-- Start Provided material --
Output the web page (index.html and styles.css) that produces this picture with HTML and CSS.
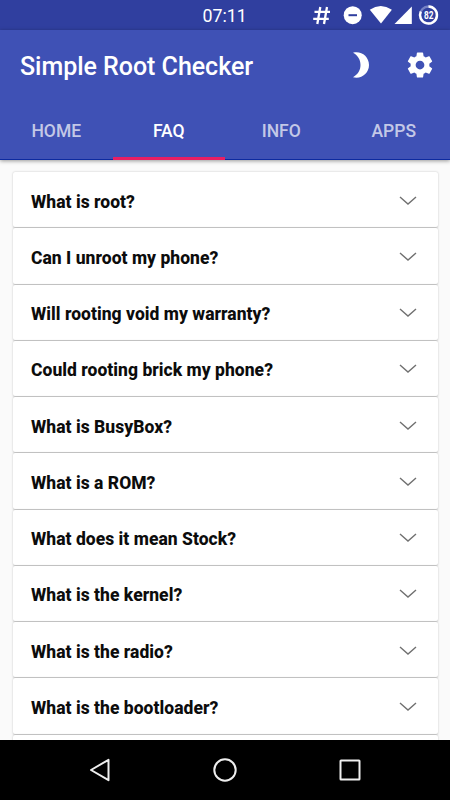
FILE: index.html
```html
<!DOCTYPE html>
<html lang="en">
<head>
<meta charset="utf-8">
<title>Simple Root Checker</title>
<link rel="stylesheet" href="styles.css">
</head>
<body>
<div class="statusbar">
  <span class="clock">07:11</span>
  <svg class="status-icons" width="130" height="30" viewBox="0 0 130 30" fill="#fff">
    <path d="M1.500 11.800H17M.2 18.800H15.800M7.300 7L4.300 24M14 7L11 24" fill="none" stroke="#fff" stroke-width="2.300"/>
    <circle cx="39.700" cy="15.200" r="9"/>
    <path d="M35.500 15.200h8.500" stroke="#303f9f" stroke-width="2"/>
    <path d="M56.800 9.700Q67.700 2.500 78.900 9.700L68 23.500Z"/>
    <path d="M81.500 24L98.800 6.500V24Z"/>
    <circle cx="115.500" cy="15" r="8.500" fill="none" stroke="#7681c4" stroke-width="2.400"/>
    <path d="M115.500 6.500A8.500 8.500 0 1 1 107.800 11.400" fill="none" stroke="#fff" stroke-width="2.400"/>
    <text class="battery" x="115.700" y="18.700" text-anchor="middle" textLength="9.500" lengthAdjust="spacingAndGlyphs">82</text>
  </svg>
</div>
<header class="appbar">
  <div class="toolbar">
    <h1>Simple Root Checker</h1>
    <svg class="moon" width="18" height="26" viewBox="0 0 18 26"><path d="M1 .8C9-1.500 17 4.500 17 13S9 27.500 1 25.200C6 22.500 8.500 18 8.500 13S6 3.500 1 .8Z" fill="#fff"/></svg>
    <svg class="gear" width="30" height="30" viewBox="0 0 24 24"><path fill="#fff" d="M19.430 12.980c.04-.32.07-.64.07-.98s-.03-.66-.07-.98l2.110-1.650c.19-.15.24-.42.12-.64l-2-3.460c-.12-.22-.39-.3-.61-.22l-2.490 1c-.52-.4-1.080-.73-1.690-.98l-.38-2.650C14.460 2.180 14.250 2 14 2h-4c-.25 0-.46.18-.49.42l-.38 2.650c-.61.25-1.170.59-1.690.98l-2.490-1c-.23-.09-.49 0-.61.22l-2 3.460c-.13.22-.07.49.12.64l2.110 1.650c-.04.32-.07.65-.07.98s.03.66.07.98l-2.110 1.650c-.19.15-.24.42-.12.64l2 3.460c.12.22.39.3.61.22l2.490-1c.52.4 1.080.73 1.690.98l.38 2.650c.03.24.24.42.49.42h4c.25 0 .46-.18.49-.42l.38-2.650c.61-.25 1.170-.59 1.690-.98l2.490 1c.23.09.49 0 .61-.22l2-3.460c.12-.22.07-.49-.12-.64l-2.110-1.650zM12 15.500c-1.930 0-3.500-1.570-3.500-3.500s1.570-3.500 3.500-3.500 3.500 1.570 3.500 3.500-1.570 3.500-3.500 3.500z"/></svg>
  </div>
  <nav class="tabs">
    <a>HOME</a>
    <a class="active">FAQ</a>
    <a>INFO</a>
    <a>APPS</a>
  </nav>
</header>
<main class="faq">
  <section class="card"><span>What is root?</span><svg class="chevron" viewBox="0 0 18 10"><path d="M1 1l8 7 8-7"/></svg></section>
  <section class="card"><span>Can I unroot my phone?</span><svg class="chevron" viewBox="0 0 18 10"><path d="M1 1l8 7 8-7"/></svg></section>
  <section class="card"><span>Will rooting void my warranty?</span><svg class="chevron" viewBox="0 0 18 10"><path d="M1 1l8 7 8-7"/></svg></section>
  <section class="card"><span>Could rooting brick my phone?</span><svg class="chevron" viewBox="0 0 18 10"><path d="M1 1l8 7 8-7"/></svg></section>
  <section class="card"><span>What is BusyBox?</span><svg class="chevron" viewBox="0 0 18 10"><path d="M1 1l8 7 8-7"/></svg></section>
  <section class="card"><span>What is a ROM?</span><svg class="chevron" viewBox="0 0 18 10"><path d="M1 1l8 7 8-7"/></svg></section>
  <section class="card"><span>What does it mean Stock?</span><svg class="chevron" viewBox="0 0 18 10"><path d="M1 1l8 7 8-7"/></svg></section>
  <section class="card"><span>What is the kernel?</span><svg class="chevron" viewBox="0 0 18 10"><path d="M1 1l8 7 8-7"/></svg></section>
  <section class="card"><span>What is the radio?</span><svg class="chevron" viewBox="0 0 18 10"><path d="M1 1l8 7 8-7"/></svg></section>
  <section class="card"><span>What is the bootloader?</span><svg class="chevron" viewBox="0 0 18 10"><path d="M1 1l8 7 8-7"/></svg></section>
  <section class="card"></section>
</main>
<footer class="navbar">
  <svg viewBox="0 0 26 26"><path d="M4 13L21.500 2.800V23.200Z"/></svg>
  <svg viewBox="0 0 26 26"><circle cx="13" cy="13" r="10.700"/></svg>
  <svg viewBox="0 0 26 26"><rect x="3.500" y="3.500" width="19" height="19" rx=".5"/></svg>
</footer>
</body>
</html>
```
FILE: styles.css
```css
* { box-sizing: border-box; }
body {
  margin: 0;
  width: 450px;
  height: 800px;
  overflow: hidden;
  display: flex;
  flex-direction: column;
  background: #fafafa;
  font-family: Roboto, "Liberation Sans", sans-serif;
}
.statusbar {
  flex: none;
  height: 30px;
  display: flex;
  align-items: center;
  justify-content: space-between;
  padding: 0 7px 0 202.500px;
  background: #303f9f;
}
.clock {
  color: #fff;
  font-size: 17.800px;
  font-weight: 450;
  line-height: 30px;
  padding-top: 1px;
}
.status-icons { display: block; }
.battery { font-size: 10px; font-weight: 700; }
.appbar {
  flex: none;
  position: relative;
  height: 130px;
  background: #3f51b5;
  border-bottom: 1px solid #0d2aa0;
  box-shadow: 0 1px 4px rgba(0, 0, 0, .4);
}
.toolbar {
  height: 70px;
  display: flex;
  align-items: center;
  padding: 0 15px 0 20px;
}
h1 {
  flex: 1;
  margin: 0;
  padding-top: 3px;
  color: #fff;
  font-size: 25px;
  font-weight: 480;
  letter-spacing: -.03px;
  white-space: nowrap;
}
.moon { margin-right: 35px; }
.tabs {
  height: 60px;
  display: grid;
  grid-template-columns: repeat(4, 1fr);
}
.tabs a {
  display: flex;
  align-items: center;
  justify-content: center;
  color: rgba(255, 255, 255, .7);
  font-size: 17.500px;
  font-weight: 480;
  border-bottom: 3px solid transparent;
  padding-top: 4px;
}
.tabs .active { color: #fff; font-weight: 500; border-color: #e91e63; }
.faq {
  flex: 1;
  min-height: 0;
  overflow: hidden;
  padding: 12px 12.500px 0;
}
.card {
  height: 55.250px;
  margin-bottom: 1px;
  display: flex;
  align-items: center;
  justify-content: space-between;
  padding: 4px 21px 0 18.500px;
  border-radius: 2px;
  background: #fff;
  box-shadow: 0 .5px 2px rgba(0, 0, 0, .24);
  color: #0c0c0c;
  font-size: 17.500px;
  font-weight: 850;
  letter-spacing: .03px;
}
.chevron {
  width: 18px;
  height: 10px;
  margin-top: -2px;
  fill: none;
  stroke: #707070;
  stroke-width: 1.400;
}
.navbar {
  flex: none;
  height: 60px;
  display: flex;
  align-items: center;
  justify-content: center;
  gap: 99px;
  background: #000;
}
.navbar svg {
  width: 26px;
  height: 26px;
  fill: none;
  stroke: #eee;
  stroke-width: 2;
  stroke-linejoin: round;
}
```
-- End Provided material --
-- Start Provided material --
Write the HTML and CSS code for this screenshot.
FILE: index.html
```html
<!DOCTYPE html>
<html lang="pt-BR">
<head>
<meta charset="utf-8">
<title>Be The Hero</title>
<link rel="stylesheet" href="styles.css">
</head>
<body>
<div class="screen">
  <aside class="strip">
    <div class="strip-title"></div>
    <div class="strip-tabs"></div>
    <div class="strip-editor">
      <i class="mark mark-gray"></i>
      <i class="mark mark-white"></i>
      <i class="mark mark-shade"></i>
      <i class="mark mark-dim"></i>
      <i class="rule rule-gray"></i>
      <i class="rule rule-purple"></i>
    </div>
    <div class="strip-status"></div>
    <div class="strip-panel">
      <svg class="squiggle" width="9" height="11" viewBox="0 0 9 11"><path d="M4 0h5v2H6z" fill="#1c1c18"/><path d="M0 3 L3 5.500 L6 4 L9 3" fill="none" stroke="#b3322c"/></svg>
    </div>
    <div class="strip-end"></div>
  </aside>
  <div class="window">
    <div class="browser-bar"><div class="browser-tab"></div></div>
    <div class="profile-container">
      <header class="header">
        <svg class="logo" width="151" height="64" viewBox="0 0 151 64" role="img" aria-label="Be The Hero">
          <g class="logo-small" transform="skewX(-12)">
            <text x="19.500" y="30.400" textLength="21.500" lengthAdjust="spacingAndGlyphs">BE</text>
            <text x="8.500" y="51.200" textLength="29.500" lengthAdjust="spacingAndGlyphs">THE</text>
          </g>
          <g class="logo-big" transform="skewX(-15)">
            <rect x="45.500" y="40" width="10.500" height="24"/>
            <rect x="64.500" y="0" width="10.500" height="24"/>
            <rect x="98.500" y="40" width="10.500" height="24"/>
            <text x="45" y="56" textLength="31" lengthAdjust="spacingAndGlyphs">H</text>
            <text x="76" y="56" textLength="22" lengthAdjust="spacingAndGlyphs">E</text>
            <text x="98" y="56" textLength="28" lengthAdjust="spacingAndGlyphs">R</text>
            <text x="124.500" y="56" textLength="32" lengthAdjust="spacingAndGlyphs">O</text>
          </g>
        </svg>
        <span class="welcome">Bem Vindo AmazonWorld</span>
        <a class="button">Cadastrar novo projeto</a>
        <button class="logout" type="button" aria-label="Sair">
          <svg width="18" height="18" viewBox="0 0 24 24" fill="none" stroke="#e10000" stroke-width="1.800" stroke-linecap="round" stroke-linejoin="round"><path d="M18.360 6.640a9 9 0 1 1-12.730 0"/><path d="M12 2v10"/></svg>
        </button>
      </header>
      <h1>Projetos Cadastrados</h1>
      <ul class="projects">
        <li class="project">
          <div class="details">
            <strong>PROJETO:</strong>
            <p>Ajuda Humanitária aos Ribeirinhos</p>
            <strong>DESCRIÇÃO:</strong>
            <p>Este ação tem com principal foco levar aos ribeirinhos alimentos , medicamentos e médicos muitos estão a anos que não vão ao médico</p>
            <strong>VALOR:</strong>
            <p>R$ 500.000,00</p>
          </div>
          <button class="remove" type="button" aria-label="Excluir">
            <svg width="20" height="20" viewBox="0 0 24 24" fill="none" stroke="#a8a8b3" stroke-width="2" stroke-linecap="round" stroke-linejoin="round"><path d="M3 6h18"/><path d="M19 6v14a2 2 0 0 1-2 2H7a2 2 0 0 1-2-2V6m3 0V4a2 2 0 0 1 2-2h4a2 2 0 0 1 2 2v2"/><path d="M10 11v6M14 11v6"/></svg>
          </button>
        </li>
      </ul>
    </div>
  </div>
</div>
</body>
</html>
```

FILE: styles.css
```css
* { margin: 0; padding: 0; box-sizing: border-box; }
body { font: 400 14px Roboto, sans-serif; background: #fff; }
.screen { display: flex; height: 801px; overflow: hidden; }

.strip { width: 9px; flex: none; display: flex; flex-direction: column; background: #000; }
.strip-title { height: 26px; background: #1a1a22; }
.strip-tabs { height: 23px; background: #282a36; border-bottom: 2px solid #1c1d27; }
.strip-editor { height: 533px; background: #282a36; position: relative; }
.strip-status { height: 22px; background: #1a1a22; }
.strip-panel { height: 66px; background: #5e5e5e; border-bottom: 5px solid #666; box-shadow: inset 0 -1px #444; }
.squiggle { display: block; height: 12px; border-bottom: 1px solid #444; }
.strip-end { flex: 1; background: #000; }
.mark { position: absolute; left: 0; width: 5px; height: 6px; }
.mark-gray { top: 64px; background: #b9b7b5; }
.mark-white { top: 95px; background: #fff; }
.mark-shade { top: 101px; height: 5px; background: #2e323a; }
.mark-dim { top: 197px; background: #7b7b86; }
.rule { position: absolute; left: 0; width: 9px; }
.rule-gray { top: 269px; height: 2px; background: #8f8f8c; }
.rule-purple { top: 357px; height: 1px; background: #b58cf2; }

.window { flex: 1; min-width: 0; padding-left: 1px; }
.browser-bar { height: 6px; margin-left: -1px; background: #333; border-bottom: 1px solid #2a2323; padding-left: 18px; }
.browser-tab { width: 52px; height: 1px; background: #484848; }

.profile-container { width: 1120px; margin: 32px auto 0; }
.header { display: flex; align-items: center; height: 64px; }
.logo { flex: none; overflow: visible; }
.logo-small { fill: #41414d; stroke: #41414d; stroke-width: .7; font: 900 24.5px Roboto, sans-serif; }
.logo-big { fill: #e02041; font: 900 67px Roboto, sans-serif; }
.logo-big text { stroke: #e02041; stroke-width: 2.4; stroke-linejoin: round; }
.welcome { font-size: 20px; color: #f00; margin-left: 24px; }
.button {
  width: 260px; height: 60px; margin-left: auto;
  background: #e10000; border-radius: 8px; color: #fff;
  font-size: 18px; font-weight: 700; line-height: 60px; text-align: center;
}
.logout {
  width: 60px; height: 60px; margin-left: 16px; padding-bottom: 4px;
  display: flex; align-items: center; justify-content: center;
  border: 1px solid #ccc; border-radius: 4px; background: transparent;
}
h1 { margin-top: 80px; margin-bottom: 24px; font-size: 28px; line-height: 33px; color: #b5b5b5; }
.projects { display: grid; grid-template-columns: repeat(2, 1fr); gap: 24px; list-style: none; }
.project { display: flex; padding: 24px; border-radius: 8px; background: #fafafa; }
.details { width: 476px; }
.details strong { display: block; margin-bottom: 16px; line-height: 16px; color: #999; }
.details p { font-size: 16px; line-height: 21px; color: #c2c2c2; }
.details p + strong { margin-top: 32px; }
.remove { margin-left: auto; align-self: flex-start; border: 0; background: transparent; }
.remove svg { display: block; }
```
-- End Provided material --
Say the number of lines in the listing that hold "this", with no added words.

| Task response |
2